§ **Goal**
Select all lines holding the word "screenshot" from the entries that follow.

[Web page code records]
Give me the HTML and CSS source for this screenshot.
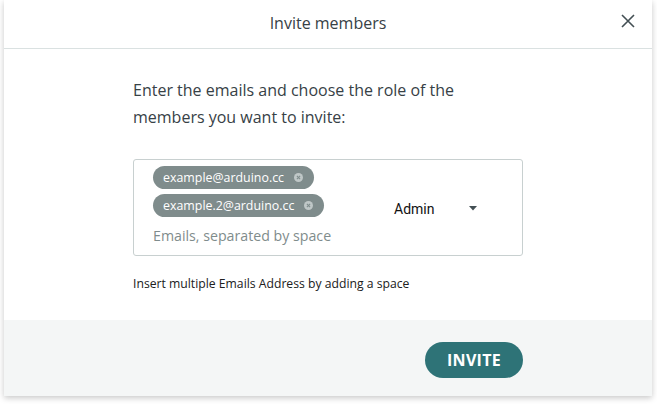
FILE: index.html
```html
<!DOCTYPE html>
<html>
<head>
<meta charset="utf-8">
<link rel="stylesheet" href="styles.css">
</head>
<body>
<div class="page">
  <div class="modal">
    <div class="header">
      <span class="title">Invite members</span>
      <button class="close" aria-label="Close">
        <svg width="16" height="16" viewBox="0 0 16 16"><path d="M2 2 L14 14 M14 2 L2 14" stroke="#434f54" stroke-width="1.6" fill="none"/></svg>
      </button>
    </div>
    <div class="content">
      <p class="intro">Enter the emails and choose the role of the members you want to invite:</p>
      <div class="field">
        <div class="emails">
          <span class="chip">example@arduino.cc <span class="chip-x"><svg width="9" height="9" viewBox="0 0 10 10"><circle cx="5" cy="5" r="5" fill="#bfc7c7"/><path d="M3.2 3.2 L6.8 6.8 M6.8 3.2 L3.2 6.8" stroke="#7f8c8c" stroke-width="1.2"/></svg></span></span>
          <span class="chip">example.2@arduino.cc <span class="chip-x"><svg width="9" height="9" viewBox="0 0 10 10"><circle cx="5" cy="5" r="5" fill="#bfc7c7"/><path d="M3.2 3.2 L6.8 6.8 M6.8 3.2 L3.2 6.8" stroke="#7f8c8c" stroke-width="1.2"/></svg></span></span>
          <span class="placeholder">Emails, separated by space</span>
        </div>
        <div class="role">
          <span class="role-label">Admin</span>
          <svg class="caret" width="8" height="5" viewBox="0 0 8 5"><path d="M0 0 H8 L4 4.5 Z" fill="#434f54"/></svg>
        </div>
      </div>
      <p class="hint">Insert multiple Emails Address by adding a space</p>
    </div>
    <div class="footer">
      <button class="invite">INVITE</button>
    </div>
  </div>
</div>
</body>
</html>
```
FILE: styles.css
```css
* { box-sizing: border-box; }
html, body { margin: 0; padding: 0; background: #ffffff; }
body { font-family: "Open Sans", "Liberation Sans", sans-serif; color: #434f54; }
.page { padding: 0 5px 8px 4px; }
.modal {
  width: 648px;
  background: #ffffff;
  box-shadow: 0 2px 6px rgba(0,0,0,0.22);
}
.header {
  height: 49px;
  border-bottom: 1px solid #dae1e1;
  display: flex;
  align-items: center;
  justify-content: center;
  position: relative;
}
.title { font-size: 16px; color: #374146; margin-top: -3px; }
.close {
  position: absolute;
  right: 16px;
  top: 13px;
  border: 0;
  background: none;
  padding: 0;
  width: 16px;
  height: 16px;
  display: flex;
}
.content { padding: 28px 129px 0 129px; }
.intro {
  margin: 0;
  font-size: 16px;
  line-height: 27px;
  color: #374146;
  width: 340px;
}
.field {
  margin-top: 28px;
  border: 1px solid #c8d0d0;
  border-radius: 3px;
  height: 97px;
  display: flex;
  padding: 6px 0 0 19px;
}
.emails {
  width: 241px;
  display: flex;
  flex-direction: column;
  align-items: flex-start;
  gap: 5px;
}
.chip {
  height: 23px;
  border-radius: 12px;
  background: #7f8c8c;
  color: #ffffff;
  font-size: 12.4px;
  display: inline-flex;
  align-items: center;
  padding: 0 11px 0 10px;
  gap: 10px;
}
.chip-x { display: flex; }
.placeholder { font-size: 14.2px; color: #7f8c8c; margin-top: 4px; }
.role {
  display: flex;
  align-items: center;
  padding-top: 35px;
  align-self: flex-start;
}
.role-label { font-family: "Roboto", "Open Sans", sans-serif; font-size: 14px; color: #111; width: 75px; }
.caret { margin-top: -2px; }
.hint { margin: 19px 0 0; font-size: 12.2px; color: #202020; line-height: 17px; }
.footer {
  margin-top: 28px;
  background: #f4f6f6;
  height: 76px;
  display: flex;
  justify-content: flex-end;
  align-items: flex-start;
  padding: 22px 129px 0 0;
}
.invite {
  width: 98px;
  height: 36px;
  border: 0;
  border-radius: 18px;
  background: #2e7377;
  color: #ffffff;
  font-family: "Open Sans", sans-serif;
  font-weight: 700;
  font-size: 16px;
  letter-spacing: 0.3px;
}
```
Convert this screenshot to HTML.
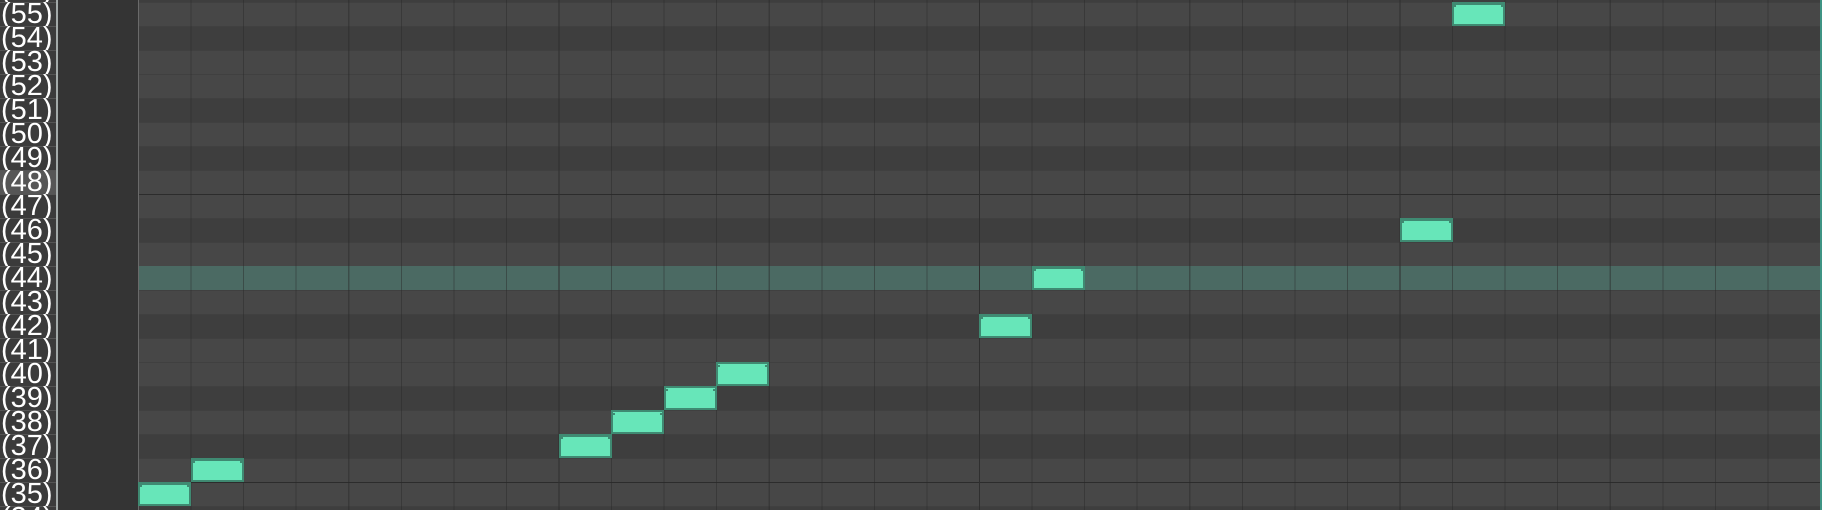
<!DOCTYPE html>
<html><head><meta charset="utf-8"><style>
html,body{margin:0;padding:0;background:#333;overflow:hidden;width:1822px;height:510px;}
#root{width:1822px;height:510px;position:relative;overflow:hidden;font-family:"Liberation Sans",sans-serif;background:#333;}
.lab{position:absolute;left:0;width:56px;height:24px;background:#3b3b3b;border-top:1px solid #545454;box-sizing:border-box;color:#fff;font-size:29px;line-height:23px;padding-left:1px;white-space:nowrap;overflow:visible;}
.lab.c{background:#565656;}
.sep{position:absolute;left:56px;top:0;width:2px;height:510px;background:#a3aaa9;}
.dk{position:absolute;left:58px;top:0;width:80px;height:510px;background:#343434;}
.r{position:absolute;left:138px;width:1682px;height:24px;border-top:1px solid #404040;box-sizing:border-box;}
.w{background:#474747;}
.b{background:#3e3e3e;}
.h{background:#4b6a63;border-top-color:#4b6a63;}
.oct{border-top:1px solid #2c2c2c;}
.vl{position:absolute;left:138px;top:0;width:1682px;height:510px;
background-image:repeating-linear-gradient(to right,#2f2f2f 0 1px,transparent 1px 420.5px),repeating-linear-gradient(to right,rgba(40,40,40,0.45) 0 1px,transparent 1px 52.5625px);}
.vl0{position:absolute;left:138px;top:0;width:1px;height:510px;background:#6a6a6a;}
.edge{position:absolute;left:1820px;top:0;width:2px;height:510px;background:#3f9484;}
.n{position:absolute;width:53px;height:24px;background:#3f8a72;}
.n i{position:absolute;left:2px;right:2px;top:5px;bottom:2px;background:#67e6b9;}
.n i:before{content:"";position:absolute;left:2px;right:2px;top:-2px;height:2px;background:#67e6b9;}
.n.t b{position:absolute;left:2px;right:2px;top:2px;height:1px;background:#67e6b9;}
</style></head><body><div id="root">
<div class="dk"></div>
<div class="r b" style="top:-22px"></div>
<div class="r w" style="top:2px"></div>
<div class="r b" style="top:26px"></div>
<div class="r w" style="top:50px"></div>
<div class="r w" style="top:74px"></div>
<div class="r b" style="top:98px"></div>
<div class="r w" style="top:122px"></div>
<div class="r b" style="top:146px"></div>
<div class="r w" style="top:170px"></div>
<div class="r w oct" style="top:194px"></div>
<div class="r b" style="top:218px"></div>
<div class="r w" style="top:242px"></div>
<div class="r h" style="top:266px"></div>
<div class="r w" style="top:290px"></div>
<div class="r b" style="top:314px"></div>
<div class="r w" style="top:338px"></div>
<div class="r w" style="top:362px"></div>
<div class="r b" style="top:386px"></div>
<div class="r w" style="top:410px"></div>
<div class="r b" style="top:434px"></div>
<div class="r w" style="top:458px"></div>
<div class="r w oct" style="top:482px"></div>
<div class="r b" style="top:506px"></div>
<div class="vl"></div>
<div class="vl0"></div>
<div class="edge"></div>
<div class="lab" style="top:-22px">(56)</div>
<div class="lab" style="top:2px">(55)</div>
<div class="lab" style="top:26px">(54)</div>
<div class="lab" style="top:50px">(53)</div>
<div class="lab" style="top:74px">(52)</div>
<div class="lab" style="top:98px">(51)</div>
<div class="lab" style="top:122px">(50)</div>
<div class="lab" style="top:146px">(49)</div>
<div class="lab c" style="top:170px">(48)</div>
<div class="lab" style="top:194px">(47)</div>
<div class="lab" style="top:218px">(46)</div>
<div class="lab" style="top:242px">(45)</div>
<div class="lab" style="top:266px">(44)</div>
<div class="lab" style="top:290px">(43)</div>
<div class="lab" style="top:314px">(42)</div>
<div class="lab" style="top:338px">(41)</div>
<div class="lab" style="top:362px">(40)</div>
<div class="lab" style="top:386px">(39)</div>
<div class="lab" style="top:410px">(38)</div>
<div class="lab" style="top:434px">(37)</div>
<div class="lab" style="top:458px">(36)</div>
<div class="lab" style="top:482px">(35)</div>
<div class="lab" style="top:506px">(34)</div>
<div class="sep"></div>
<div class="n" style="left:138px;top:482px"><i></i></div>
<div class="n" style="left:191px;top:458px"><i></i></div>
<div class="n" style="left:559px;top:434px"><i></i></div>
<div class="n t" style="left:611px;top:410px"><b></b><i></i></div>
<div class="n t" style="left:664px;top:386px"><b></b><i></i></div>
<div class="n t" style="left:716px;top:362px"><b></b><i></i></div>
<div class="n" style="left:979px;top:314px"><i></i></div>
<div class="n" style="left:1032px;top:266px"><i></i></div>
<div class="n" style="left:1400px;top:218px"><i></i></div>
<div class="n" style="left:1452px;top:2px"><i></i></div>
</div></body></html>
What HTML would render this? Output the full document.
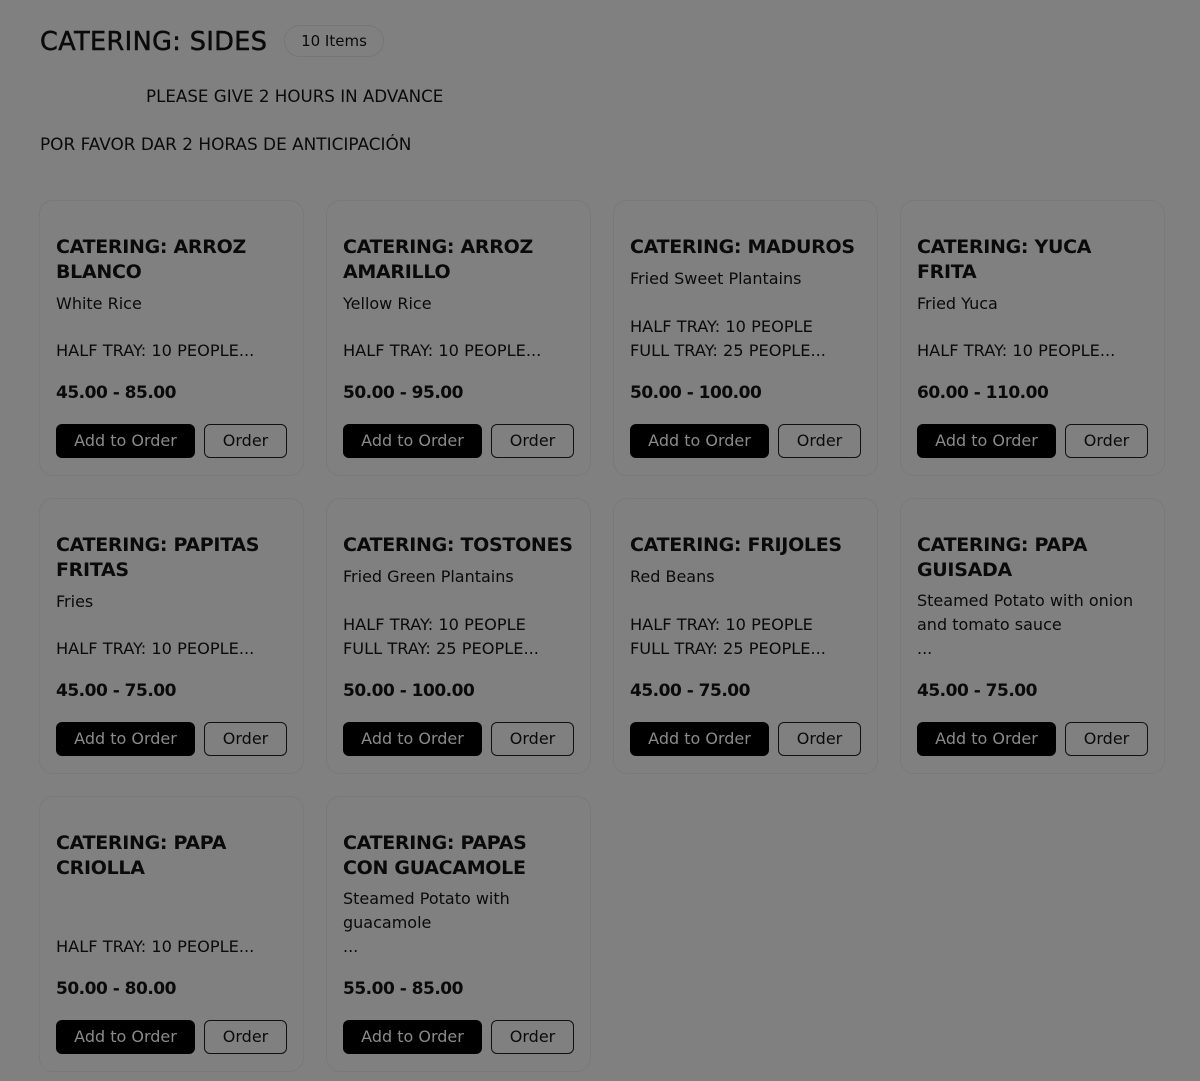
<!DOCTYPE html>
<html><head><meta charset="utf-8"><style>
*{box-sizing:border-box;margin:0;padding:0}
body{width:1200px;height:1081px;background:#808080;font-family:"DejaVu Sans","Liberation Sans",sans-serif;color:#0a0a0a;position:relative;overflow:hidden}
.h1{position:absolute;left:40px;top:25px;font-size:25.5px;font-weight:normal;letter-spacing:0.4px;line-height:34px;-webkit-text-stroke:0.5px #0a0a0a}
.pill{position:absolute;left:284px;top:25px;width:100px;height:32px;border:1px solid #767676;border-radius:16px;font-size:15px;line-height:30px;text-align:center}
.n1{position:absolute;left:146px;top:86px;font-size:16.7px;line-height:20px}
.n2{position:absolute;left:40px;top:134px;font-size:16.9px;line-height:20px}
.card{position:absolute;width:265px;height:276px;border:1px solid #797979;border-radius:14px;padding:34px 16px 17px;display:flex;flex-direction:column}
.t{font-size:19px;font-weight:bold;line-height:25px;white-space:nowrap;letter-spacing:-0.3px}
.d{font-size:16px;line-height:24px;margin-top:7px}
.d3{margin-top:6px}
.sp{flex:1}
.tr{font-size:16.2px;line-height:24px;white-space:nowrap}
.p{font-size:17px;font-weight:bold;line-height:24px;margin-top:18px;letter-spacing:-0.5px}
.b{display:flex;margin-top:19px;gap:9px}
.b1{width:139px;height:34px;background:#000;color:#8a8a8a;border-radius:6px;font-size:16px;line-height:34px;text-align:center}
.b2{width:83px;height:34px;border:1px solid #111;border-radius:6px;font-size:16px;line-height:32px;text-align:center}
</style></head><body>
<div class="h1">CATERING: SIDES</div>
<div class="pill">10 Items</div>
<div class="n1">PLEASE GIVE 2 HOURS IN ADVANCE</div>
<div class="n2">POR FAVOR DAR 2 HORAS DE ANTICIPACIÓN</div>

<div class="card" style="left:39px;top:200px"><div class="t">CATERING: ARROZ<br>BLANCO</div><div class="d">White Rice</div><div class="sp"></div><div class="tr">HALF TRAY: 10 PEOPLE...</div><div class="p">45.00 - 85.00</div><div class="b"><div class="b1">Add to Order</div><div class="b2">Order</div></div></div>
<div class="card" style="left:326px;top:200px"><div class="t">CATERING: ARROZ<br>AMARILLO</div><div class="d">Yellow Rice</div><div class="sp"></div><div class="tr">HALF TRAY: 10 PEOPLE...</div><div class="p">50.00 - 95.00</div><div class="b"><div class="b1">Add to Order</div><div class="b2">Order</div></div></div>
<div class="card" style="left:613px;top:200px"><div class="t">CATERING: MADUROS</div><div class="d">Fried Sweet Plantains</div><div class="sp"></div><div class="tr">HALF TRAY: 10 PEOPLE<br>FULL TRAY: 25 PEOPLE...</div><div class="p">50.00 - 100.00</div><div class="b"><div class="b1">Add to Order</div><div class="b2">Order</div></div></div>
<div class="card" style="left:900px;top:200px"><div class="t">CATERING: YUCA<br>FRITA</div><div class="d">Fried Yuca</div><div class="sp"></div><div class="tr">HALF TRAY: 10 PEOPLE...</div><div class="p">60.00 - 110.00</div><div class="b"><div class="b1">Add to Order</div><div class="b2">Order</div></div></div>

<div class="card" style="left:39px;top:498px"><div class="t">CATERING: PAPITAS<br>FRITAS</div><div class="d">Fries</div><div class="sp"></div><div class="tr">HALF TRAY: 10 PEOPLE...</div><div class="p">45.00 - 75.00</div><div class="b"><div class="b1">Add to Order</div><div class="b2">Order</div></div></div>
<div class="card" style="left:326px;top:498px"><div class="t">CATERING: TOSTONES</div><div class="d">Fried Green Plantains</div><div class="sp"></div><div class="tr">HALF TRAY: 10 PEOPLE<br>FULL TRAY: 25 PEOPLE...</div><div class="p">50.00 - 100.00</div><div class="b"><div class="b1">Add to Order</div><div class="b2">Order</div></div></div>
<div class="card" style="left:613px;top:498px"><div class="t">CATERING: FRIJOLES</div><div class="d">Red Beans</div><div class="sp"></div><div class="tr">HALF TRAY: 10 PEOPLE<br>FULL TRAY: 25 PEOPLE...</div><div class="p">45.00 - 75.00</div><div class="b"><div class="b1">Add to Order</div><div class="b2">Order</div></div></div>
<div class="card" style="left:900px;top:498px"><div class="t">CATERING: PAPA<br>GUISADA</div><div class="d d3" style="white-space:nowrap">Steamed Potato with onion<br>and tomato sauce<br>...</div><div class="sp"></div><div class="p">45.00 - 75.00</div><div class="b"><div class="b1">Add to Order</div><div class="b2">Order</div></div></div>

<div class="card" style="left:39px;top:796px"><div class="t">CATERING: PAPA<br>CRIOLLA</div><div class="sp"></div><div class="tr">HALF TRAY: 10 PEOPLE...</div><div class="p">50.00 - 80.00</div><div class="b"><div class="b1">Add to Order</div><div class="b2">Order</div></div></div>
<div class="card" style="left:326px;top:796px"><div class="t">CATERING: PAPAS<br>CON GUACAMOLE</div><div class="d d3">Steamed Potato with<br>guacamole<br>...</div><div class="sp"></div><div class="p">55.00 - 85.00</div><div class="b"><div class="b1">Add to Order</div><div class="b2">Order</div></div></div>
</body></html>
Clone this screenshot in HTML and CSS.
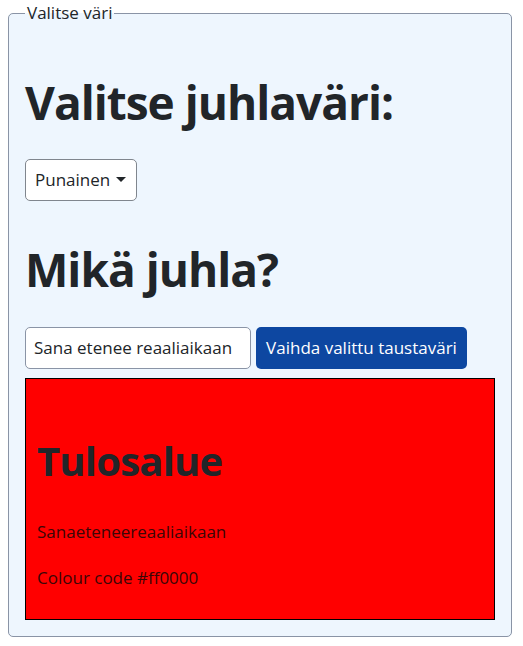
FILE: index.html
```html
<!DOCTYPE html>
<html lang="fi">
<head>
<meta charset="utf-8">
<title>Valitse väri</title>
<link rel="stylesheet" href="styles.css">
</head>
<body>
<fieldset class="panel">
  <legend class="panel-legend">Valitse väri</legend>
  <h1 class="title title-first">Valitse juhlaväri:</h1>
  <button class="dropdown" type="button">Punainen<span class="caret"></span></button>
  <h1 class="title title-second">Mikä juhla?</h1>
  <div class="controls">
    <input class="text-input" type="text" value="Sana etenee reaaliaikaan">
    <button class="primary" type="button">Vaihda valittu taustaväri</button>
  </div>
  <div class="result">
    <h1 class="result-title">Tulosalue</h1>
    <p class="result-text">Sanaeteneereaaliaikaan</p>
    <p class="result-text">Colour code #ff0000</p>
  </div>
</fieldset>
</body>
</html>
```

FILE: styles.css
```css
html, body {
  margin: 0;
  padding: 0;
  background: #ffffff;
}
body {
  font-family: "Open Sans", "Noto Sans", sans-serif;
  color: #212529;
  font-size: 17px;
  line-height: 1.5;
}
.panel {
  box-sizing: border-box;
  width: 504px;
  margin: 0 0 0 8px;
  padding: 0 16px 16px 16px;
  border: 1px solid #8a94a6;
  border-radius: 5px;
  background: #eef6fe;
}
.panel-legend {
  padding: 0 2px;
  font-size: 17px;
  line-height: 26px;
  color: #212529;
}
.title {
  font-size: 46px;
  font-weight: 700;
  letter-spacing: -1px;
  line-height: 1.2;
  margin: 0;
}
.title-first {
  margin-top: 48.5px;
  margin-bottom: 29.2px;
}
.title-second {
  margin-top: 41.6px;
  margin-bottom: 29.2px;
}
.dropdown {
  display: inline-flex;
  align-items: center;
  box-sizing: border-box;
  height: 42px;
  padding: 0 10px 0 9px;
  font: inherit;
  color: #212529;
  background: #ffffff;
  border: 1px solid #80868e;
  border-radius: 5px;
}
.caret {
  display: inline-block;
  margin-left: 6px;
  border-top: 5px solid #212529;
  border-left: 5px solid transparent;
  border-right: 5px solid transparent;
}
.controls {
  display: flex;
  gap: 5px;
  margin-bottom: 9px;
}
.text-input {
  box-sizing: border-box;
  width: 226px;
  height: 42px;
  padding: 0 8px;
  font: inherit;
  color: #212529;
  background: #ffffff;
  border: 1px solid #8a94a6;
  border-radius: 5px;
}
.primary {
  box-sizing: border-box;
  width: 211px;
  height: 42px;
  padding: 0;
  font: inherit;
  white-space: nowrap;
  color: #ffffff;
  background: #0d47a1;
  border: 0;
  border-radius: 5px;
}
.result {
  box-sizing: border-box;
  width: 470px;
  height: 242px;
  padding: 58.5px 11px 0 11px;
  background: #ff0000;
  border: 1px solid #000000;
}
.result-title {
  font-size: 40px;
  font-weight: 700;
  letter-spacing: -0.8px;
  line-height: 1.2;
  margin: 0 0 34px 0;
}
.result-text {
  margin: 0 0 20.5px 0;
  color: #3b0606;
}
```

§ **Output for this exercise**
Give me the HTML and CSS source for this screenshot.
Convert this screenshot to HTML.
Clone this screenshot in HTML and CSS.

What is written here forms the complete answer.